Jorge Jesus não gostou das declarações do colega de profissão. Dias depois, emitiu a senha para a polêmica. “Talisca é um jovem e se o Benfica chegou primeiro mais uma vez, demonstra que tem muita qualidade naquilo que faz. Para mim, pelos jogos que fez no Brasil, conheciam tanto o Talisca como eu conhecia o D’Artagnan”, disse, comparando o conhecimento do Chelsea sobre o jogador ao dele próprio sobre o mosqueteiro imortalizado pela literatura.

Claro que a história não terminaria aí. Afinal, era a vez de José Mourinho dar a tréplica. E, em se tratando de alguém que coloca em si próprio o apelido de O Especial, era óbvio que viria chumbo grosso. O técnico do Chelsea foi buscar no passado de poucos estudos de Jorge Jesus as armas para cutucá-lo, lembrando das constantes gafes gramaticais que o benquista comete.

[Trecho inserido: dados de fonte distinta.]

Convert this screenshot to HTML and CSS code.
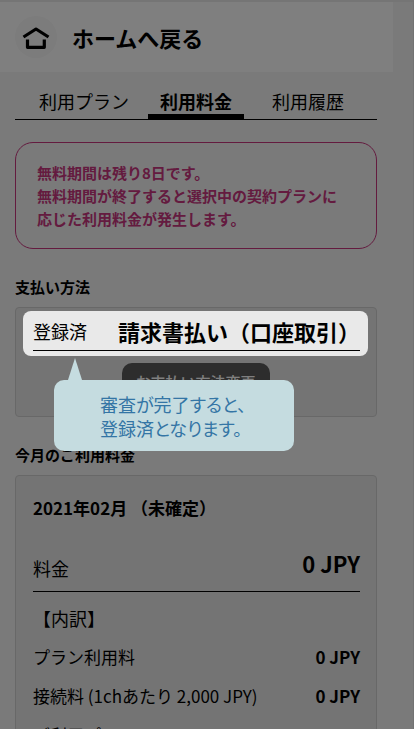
FILE: index.html
```
<!DOCTYPE html>
<html lang="ja">
<head>
  <meta charset="UTF-8">
  <meta name="viewport" content="width=device-width, initial-scale=1">
  <title>利用料金</title>
  <link rel="stylesheet" href="styles.css">
</head>
<body>
  <div class="page">
    <header class="header">
      <a class="home-link" href="#">
        <span class="home-icon">
          <svg width="28" height="24" viewBox="0 0 28 24" fill="none" stroke="#000" stroke-width="3.2">
            <path d="M1.5 12 L14 4 L26.5 12" stroke-linejoin="round"/>
            <path d="M5.5 14.5 V22.3 H22.3 V14.5" stroke-linejoin="round"/>
          </svg>
        </span>
        ホームへ戻る
      </a>
    </header>

    <main class="content">
      <!-- タブ -->
      <nav class="tabs">
        <a class="tab" href="#">利用プラン</a>
        <a class="tab active" href="#">利用料金</a>
        <a class="tab" href="#">利用履歴</a>
      </nav>

      <p class="notice">無料期間は残り8日です。<br>無料期間が終了すると選択中の契約プランに<br>応じた利用料金が発生します。</p>

      <!-- 支払い方法 -->
      <h2 class="section-title">支払い方法</h2>
      <section class="card payment">
        <div class="spotlight">
          <div class="row method">
            <span>登録済</span>
            <strong class="large">請求書払い（口座取引）</strong>
          </div>
          <div class="tooltip">審査が完了すると、<br>登録済となります。</div>
        </div>
        <button class="change" type="button">お支払い方法変更</button>
      </section>

      <!-- 今月のご利用料金 -->
      <h2 class="section-title">今月のご利用料金</h2>
      <section class="card charges">
        <h3 class="month">2021年02月 （未確定）</h3>
        <div class="row total">
          <span>料金</span>
          <strong class="large">0 JPY</strong>
        </div>
        <p class="breakdown">【内訳】</p>
        <div class="row item"><span>プラン利用料</span><strong>0 JPY</strong></div>
        <div class="row item"><span>接続料 (1chあたり 2,000 JPY)</span><strong>0 JPY</strong></div>
        <div class="row item"><span>ご利用プラン</span><strong>0 JPY</strong></div>
      </section>
    </main>
  </div>
  <div class="overlay"></div>
</body>
</html>
```
FILE: styles.css
```
* {
  box-sizing: border-box;
}
body {
  margin: 0;
  background: #f4f4f4;
  color: #000;
  font-family: "Noto Sans CJK JP", sans-serif;
  font-size: 18px;
  line-height: 24px;
}
a {
  color: inherit;
  text-decoration: none;
}
h2, h3, p {
  margin: 0;
}
strong {
  font-weight: 700;
}
.page {
  height: 100vh;
  overflow: hidden;
  padding-right: 20px;
  border-top: 2px solid #ebebeb;
  border-right: 1px solid #e4e4e4;
}
.overlay {
  position: fixed;
  inset: 0;
  z-index: 1;
  background: rgba(0, 0, 0, 0.5);
}

/* ヘッダー */
.header {
  padding: 14px 15px;
  background: #fff;
}
.home-link {
  display: flex;
  align-items: center;
  gap: 15px;
  font-size: 22px;
  font-weight: 700;
}
.home-icon {
  display: flex;
  align-items: center;
  justify-content: center;
  width: 42px;
  height: 42px;
  border-radius: 50%;
  background: #f8f8f8;
}

.content {
  padding: 0 16px 0 15px;
}

/* タブ */
.tabs {
  display: flex;
  justify-content: center;
  gap: 16px;
  margin-top: 17px;
  border-bottom: 1px solid #000;
}
.tab {
  width: 96px;
  padding-bottom: 1px;
  border-bottom: 5px solid transparent;
  text-align: center;
}
.tab.active {
  border-color: #000;
  font-weight: 700;
}

.notice {
  margin-top: 22px;
  padding: 18px 21px;
  border: 1px solid #c9367f;
  border-radius: 18px;
  color: #c9367f;
  font-size: 15px;
  font-weight: 700;
  line-height: 23px;
}

.section-title {
  margin-top: 26px;
  font-size: 15px;
  font-weight: 700;
}
.card {
  margin-top: 8px;
  padding: 0 16px 0 17px;
  border: 1px solid #d0d0d0;
  border-radius: 4px;
  background: #e8e8e8;
}
.row {
  display: flex;
  justify-content: space-between;
}
.large {
  font-size: 22px;
}

/* 支払い方法 */
.payment {
  height: 110px;
  padding: 3px 8px 3px 7px;
  text-align: center;
}
.spotlight {
  position: relative;
  z-index: 2;
  height: 45px;
  padding: 0 8px 0 10px;
  border-radius: 8px;
  background: #e9e9e9;
}
.method {
  padding: 8px 0 7px;
  border-bottom: 1px solid #000;
}
.change {
  width: 148px;
  height: 36px;
  margin-top: 7px;
  border: 0;
  border-radius: 10px;
  background: #5a5a5a;
  color: #fff;
  font-family: inherit;
  font-size: 15px;
  font-weight: 500;
}
.tooltip {
  position: absolute;
  top: 69px;
  left: 31px;
  width: 240px;
  padding: 12px 46px 11px;
  border-radius: 10px;
  background: #c5dce0;
  color: #3475a5;
  font-size: 18px;
  font-weight: 400;
  font-feature-settings: "palt";
  text-align: left;
  white-space: nowrap;
}
.tooltip::before {
  content: "";
  position: absolute;
  bottom: 100%;
  left: 14px;
  border: 7px solid transparent;
  border-top: 0;
  border-bottom: 22px solid #c5dce0;
}

/* ご利用料金 */
.month {
  padding-top: 20px;
  font-size: 17px;
  font-weight: 700;
}
.total {
  align-items: flex-end;
  margin-top: 31px;
  padding-bottom: 11px;
  border-bottom: 1px solid #000;
}
.total .large {
  padding-bottom: 5px;
}
.breakdown {
  margin-top: 14px;
}
.item {
  margin-top: 15px;
  font-size: 17px;
}
```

“Vou ser mais explícito, para os menos inteligentes perceberem claramente: o Benfica tem uma boa estrutura de observação com gente que eu conheço bem, tem um presidente com a capacidade de dar ao seu treinador a possibilidade de ter bons plantéis e bons jogadores. Não gostei de um colega de profissão ter duvidado das minhas palavras que, para além disso, foram comentários positivos. Mas fico contente por perceber que ele (Jorge Jesus) lê Alexandre Dumas. Ao contrário de mim que, sinceramente, com a vida que tenho, e por trabalhar fora de Portugal há tanto tempo, limito-me a ler quando posso a gramática portuguesa, que é para um dia não me acusarem de andar aos pontapés com ela.”

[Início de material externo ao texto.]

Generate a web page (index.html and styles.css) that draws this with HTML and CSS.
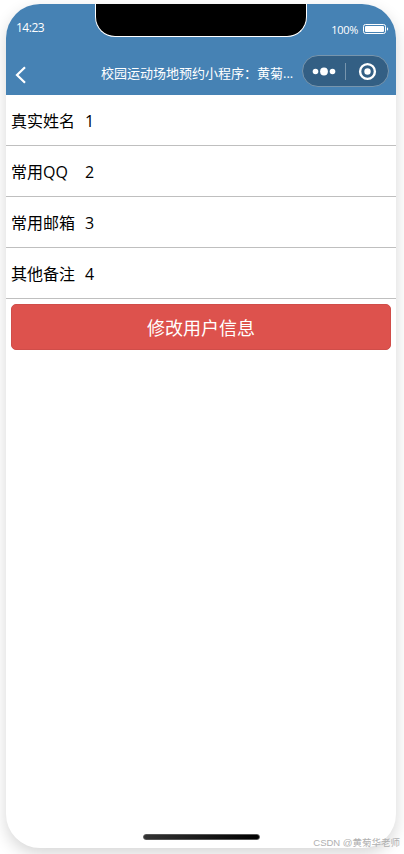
FILE: index.html
```html
<!DOCTYPE html>
<html lang="zh-CN">
<head>
    <meta charset="UTF-8">
    <meta name="viewport" content="width=device-width, initial-scale=1.0">
    <title>校园运动场地预约小程序</title>
    <link rel="stylesheet" href="styles.css">
</head>
<body>

    <div class="phone">
        <!-- Header -->
        <div class="header">
            <div class="notch"></div>
            <div class="status-bar">
                <span class="time">14:23</span>
                <span class="percent">100%</span>
                <svg class="battery" width="26" height="12" viewBox="0 0 26 12">
                    <rect x="0.5" y="1.5" width="22" height="9" rx="2" fill="none" stroke="#fff"/>
                    <rect x="2" y="3" width="19" height="6" rx="1" fill="#fff"/>
                    <path d="M24 4.2c1.6.6 1.6 3 0 3.6z" fill="#fff"/>
                </svg>
            </div>
            <div class="nav-bar">
                <svg class="back" width="12" height="18" viewBox="0 0 12 18">
                    <path d="M10 1.2L2 9l8 7.8" fill="none" stroke="#fff" stroke-width="2.2"/>
                </svg>
                <span class="title">校园运动场地预约小程序：黄菊...</span>
                <div class="capsule">
                    <svg width="85" height="30" viewBox="0 0 85 30">
                        <circle cx="12.5" cy="15.5" r="2.8" fill="#fff"/>
                        <circle cx="21" cy="15.5" r="3.9" fill="#fff"/>
                        <circle cx="29.5" cy="15.5" r="2.8" fill="#fff"/>
                        <path d="M42.5 7v17" stroke="#7795ad"/>
                        <circle cx="64.5" cy="15.5" r="7.4" fill="none" stroke="#fff" stroke-width="2.4"/>
                        <circle cx="64.5" cy="15.5" r="3.2" fill="#fff"/>
                    </svg>
                </div>
            </div>
        </div>

        <!-- User info -->
        <div class="content">
            <div class="row">
                <span class="label">真实姓名</span>
                <span class="value">1</span>
            </div>
            <div class="row">
                <span class="label">常用QQ</span>
                <span class="value">2</span>
            </div>
            <div class="row">
                <span class="label">常用邮箱</span>
                <span class="value">3</span>
            </div>
            <div class="row">
                <span class="label">其他备注</span>
                <span class="value">4</span>
            </div>
            <button type="button" class="btn">修改用户信息</button>
        </div>

        <div class="home-bar"></div>
    </div>

    <div class="watermark">CSDN @黄菊华老师</div>

</body>
</html>
```

FILE: styles.css
```css
* {
    box-sizing: border-box;
}
body {
    font-family: "Open Sans", "Noto Sans CJK SC", sans-serif;
    background-color: #fff;
    margin: 0;
    padding: 4px 8px 6px 6px;
    height: 854px;
    overflow: hidden;
}
.phone {
    width: 390px;
    height: 844px;
    display: flex;
    flex-direction: column;
    align-items: center;
    background-color: #fff;
    border-radius: 34px;
    overflow: hidden;
    box-shadow: 0 6px 16px rgba(0, 0, 0, 0.16);
}
.header {
    position: relative;
    width: 100%;
    height: 91px;
    background-color: #4682b4;
    color: white;
}
.notch {
    position: absolute;
    left: 89px;
    top: 0;
    width: 212px;
    height: 33px;
    background-color: #000;
    border: 1px solid #fff;
    border-top: none;
    border-radius: 0 0 20px 20px;
}
.status-bar {
    display: flex;
    align-items: center;
    height: 51px;
    padding: 0 7px 0 10px;
    font-size: 12px;
    line-height: 16px;
}
.time {
    flex: 1;
    margin-top: -4px;
    letter-spacing: -0.5px;
}
.percent {
    margin-right: 5px;
    font-size: 11px;
    letter-spacing: -0.3px;
}
.battery {
    display: block;
    margin-top: -1px;
}
.nav-bar {
    display: flex;
    align-items: center;
    height: 32px;
    padding: 0 7px 0 9px;
}
.back {
    margin-top: 8px;
}
.title {
    margin-left: 74px;
    margin-top: 3px;
    font-size: 13px;
    line-height: 20px;
    white-space: nowrap;
}
.capsule {
    width: 87px;
    height: 32px;
    margin-left: auto;
    background-color: #335f84;
    border: 1px solid #7795ad;
    border-radius: 16px;
}
.capsule svg {
    display: block;
}
.content {
    width: 100%;
    flex: 1;
}
.row {
    display: flex;
    align-items: center;
    height: 51px;
    padding: 2px 5px 0;
    border-bottom: 1px solid #bfbfbf;
    font-size: 16px;
    line-height: 24px;
    color: #000;
}
.label {
    width: 74px;
}
.btn {
    display: block;
    width: 380px;
    height: 46px;
    margin: 5px;
    padding: 1px 0 0;
    background-color: #dd524d;
    border: 1px solid #d04d49;
    border-radius: 5px;
    color: white;
    font-family: inherit;
    font-size: 18px;
    line-height: 44px;
}
.home-bar {
    width: 117px;
    height: 6px;
    margin-bottom: 8px;
    background: linear-gradient(to right, #333, #000);
    border: 1px solid #555;
    border-radius: 3px;
}
.watermark {
    position: absolute;
    right: 4px;
    bottom: 4px;
    font-family: "Liberation Sans", "Noto Sans CJK SC", sans-serif;
    font-size: 9.5px;
    line-height: 14px;
    color: #b0b0b0;
    white-space: nowrap;
}
```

As declarações de Mourinho ocorreram numa longa entrevista que ele concedeu ao canal português TVI, na qual, aliás, falou sobre muitos assuntos relevantes. Alexandre Dumas, o escritor citado por ele, é o autor da célebre obra Os Três Mosqueteiros, na qual imortalizou D’Artagnan. Se fosse uma luta de boxe, poderíamos dizer que Mourinho estava ganhando por pontos. Por isso, todos aguardavam qual seria a nova resposta de Jorge Jesus. Mas ele resolveu encerrar a polêmica, “para o bem do futebol português.”

Na última vez em que falou sobre o assunto, Jesus disse que sua tese sobre o desconhecimento de Talisca não se referia exclusivamente a Mourinho ou ao Chelsea, mas sim aos clubes ingleses de maneira geral. “Volto a afirmar o que afirmei em relação ao Talisca. Eles, e quando dizia eles falo dos clubes ingleses, para mim conheciam tanto o Talisca como eu o D’Artagnan. Por quê? Normalmente, as equipes inglesas compram o produto final. Pagam 30 milhões, 50 milhões (de euros) e são jogadores que já têm de ser internacionais (jogar por sua seleção). Não respondi diretamente nem ao clube, nem ao José (Mourinho). Tenho uma boa relação com ele, não é agora por causa do Talisca… Tenho muito orgulho da minha carreira como treinador, comecei de baixo e sempre pensando pela minha própria cabeça”, disse, lembrando ainda que chegou a trabalhar com o pai de José Mourinho.

Parece que a briga está encerrada. Mas o que fica dela, além da curiosidade – e do importante registro jornalístico – de dois grandes treinadores se digladiando? É possível que não fique nada além disso. Cada um seguirá seu rumo com vitórias, derrotas e, invariavelmente, mais polêmicas.

Curiosamente, a discussão pública entre Mourinho e Jesus ocorre na mesma época em que o cargo de técnico da seleção portuguesa está vago. Ninguém duvida que ambos seriam ótimos nomes para a função. Mas os dois já descartaram qualquer chance de isso acontecer, muito por conta da política da Federação Portuguesa de Futebol.

Pensando bem, talvez valha a pena mudar a resposta da pergunta acima. O que fica da briga entre dois técnicos portugueses de ponta, com um insólito motivo, é que, mesmo sem querer, eles criaram um bom retrato do futebol lusitano: aquele que é pródigo em fazer muito barulho por nada.